begin

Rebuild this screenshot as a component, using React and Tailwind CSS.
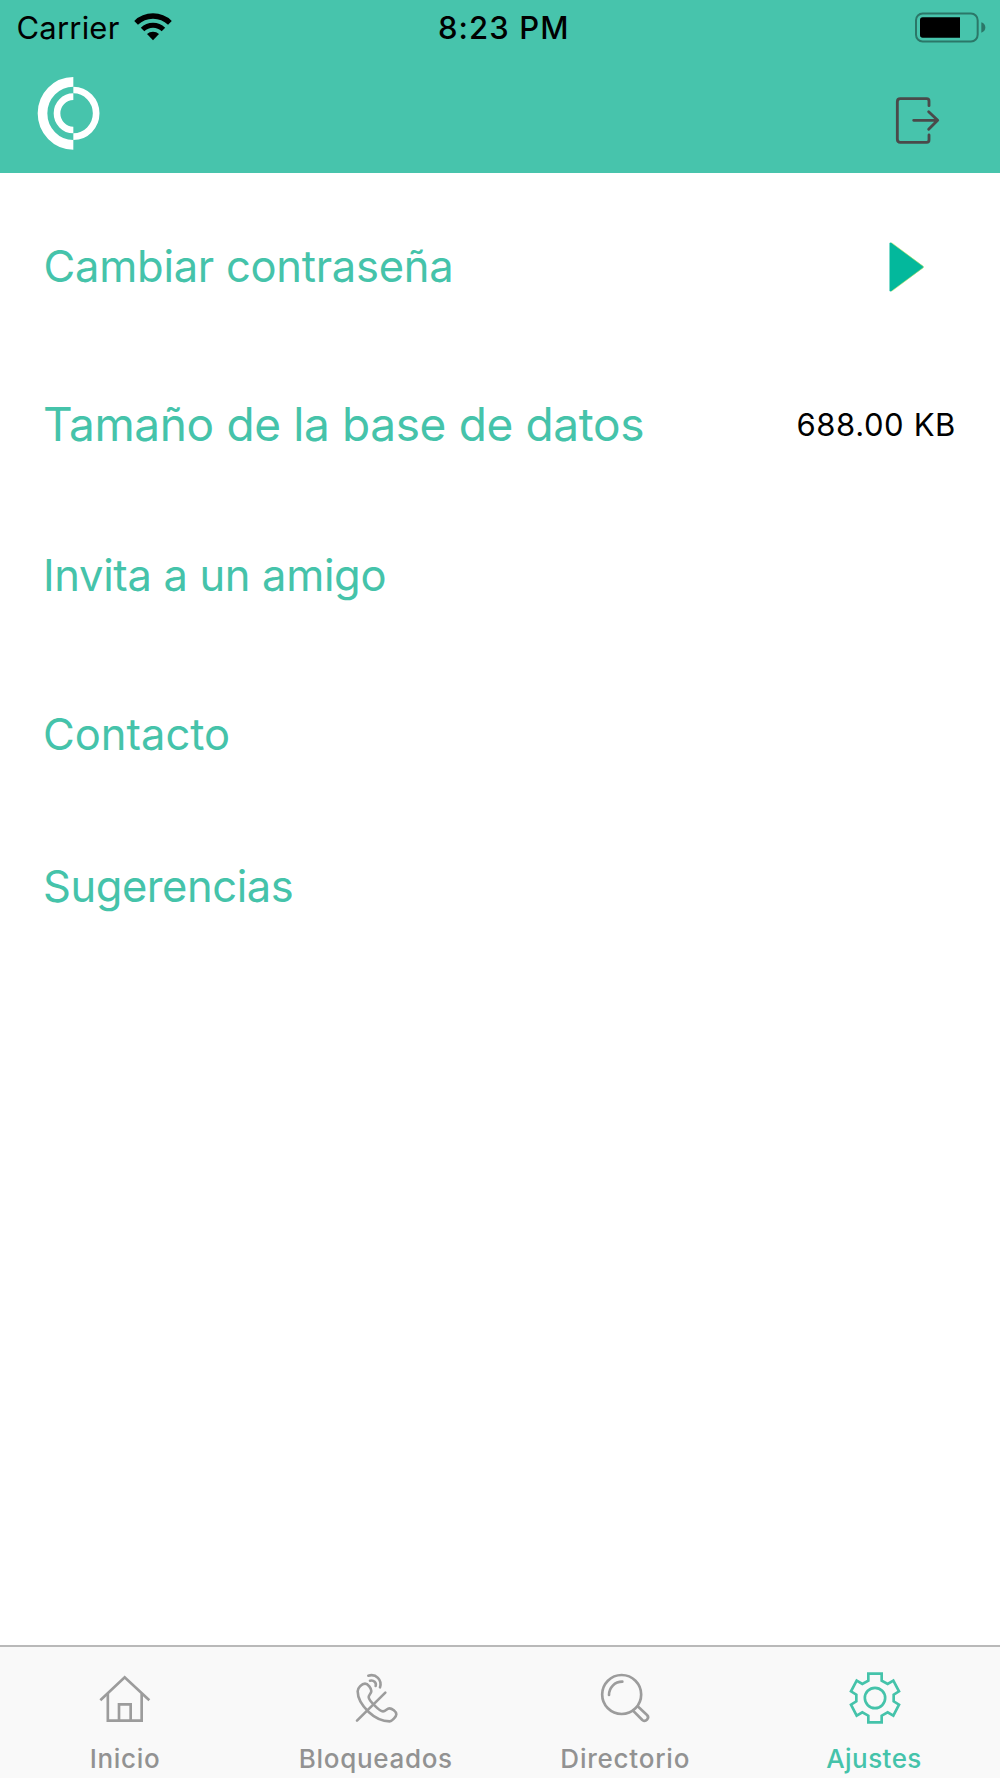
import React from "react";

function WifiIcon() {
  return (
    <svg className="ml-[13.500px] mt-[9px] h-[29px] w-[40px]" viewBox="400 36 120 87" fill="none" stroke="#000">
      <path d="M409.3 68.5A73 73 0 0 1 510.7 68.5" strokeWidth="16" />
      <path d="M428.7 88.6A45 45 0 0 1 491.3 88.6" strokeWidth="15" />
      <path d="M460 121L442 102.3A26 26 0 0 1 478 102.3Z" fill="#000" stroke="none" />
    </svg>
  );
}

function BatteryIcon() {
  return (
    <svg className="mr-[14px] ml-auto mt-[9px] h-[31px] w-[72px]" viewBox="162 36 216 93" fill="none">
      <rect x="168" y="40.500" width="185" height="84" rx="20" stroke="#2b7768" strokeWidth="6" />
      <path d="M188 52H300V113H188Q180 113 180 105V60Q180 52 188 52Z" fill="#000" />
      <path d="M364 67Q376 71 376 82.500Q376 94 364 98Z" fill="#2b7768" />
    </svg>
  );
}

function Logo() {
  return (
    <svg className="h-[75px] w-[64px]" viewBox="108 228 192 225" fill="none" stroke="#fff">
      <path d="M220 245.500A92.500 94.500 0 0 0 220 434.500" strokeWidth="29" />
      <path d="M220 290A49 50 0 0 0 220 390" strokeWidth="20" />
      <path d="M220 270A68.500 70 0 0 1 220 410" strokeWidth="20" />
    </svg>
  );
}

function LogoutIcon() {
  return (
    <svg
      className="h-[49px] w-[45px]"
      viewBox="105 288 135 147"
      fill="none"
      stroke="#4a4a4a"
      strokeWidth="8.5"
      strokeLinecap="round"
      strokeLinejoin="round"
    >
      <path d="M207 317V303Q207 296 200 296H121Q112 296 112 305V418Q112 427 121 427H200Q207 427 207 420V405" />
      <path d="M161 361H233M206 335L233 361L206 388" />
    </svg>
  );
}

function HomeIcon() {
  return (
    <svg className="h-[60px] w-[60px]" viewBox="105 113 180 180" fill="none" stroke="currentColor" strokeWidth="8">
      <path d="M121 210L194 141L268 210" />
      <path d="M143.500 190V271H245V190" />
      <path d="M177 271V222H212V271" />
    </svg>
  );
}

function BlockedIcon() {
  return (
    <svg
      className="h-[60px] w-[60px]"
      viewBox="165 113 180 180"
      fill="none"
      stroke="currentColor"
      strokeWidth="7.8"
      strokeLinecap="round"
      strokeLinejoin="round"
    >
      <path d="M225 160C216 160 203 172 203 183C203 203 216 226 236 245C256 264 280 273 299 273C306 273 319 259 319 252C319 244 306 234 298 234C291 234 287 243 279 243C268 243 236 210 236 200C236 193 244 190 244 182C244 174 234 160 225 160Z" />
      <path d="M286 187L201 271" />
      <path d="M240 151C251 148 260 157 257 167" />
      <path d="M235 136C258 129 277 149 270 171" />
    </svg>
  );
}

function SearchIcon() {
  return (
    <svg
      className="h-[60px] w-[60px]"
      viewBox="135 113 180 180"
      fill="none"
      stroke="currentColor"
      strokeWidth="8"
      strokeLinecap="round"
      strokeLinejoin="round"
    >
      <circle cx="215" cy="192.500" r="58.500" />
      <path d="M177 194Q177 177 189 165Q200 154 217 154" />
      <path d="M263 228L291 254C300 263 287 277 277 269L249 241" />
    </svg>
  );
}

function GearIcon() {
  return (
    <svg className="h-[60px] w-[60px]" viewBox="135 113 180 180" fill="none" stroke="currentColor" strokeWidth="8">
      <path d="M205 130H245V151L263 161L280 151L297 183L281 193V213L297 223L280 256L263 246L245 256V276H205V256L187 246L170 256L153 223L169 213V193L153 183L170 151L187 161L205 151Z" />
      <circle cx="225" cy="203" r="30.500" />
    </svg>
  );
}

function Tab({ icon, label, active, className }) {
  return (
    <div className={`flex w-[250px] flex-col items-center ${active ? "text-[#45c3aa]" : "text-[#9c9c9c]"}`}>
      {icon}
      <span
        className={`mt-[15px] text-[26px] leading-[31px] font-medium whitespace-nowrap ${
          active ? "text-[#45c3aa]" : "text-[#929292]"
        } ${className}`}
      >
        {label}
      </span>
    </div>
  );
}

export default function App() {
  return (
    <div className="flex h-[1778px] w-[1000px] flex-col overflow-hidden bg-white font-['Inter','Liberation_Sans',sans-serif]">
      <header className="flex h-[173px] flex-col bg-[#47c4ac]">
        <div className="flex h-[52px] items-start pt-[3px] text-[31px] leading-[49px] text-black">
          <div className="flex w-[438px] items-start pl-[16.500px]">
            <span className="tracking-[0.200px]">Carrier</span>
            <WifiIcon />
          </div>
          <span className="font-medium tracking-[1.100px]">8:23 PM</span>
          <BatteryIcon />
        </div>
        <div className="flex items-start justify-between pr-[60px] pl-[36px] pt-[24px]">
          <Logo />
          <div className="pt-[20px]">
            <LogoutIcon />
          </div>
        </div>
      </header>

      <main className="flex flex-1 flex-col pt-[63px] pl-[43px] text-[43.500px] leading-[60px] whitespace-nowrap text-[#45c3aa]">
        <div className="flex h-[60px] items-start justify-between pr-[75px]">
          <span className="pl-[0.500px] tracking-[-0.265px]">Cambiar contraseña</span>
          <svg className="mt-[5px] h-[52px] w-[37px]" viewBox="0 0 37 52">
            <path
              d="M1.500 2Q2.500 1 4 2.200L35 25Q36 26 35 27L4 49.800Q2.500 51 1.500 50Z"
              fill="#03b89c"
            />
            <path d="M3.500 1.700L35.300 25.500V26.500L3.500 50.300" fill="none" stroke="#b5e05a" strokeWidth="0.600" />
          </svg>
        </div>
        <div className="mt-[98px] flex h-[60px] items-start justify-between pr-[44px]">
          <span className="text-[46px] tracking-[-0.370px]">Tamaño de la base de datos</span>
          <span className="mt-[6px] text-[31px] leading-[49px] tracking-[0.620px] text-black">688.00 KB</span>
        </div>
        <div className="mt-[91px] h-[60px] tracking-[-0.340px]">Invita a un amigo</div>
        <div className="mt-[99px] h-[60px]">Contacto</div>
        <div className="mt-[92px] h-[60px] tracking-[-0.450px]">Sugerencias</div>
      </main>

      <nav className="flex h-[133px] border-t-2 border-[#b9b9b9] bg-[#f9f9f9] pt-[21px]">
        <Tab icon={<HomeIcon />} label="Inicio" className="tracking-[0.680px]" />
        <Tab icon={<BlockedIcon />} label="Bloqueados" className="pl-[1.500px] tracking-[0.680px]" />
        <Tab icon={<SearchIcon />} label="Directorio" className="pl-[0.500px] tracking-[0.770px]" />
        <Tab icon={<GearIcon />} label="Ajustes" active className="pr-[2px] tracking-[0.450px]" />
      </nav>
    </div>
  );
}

end

▸ **Problem to solve**:
Leave out the pictures and restate, word for word, the lines from the top of the data through the line containing "import React from", both included.

▸ **Full solution**:
Rebuild this screenshot as a component, using React and Tailwind CSS.
import React from "react";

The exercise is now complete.